We’ve all heard the ongoing claim that CAFOs need manure for their cover crops. So how do they make up for the poultry manure that they’re shipping off to their crop cousins? They’re bringing in hundreds of tons of sewage sludge from local wastewater treatment plants (WWTPs). Poultry waste on chicken farms is regulated; sewage sludge is not. So they’re trading regulated waste for unregulated waste, while their regulated waste becomes unregulated when it gets to the crop farms.

Unfortunately, it doesn’t end there. As an extra-added incentive to agribusiness, EPA’s recent Chesapeake Bay TMDL (Total Daily Maximum Load) allows for the trading of pollutants, including nutrients, from nonpoint sources of pollution (like crop farms) to point sources (like WWTPs). So those very crop farmers who take poultry waste from CAFOs and stockpile it in open fields can now make unverified claims that they’ve actually reduced their pollutant loads to the Bay, generate nutrient pollution credits and peddle them to the wastewater treatment plants. The WWTPs can take those new pollution credits, bring in more waste and create more sewage sludge to send to CAFOs to dump on their lands so that they can ship more poultry waste to unregulated crop farms who can generate more unverified nutrient reduction credits to sell to the WWTPs to . . . well, you get the picture. It’s the old shell game with massive piles of waste.

The CAFO permit loophole, the manure transport system, sludge delivery and nutrient trading – all complex regulatory mechanisms being employed for one reason, and one reason only – to shift responsibility, evade control and keep waste moving around the Eastern Shore, with little record keeping and no accountability. There’s little wonder the Bay is such a mess – question is, who has the political courage to put an end to it all?

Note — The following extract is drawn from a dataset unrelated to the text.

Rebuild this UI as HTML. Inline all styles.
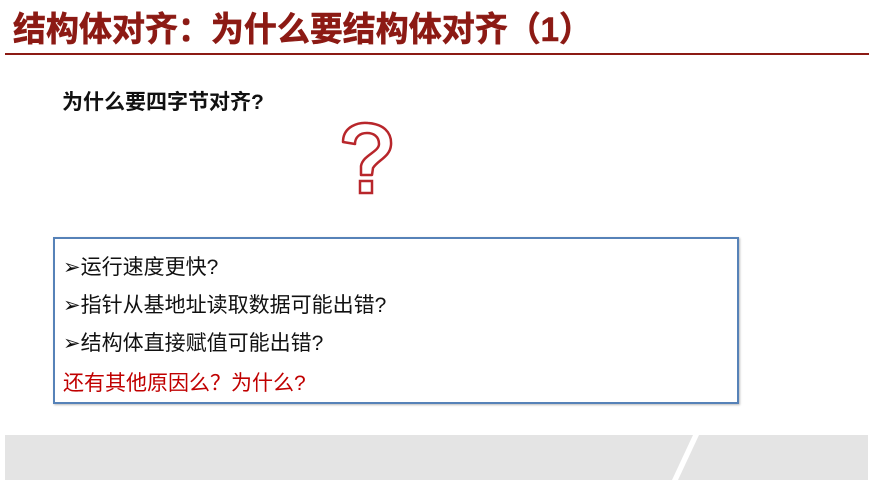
<!DOCTYPE html>
<html><head><meta charset="utf-8"><style>
html,body{margin:0;padding:0;background:#fff;width:874px;height:485px;overflow:hidden;position:relative}
.t{position:absolute;left:13px;top:2px;font:bold 34px "Liberation Sans","Noto Sans CJK SC",sans-serif;color:#8c1a14;white-space:nowrap;transform:scaleX(0.97);transform-origin:left;-webkit-text-stroke:0.6px #8c1a14}
.line{position:absolute;left:5px;right:5px;top:53px;height:2px;background:#8c1a14}
.sub{position:absolute;left:62px;top:86px;font:bold 21px "Liberation Sans","Noto Sans CJK SC",sans-serif;color:#111;white-space:nowrap}
.box{position:absolute;left:53px;top:237px;width:682px;height:163px;border:2px solid #5682b8;box-shadow:1px 1px 2px #bbb}
.l{position:absolute;left:8px;font:21px "Liberation Sans","Noto Sans CJK SC",sans-serif;color:#111;white-space:nowrap}
.band{position:absolute;left:5px;width:863px;top:435px;height:45px;background:#e4e4e4}
</style></head><body>
<div class="t">结构体对齐：为什么要结构体对齐（1）</div>
<div class="line"></div>
<div class="sub">为什么要四字节对齐?</div>
<svg style="position:absolute;left:335px;top:120px" width="65" height="80" viewBox="0 0 65 80">
<path d="M8 22 C8 6 24 2 33 3 C48 4 57 12 56 25 C55 37 43 40 38 48 L37 55 L26 55 L26 46 C28 35 44 32 44 24 C44 16 38 13 32 13 C25 13 20 17 20 24 Z" fill="#fff" stroke="#b8262b" stroke-width="2.5" stroke-linejoin="round"/>
<rect x="25" y="61" width="12" height="12" fill="#fff" stroke="#b8262b" stroke-width="2.5"/>
</svg>
<div class="box">
<div class="l" style="top:12px">➢运行速度更快?</div>
<div class="l" style="top:50px">➢指针从基地址读取数据可能出错?</div>
<div class="l" style="top:88px">➢结构体直接赋值可能出错?</div>
<div class="l" style="top:128px;left:8px;color:#c00000">还有其他原因么？为什么?</div>
</div>
<div class="band"></div>
<svg style="position:absolute;left:665px;top:435px" width="40" height="45"><polygon points="28,0 34,0 13,45 7,45" fill="#fff"/></svg>
</body></html>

Part Two: Some simple steps we can take to stop this madness.

One Response to Chesapeake Bay: An Open Toilet

  1. I totally agree with your statement: …agribusiness continues to get a free pass under the self-serving proclamation that “there are no better environmental stewards than the American farmer.” Why does agriculture feel that they have “some God-given, constitutional right” to pollute our waterways? Every farm should be in some base-line form of water quality compliance. Soil loss less than “T”, buffer all streams, treat every animal concentration area (barnyards, sacrifice lots, feedlots)and have a soil & water conservation plan and a nutrient management plan in order to them to maintain their preferential property tax break. You speak about CAFO’s but I tell you that several small farms with water quality problems can be worst then one CAFO.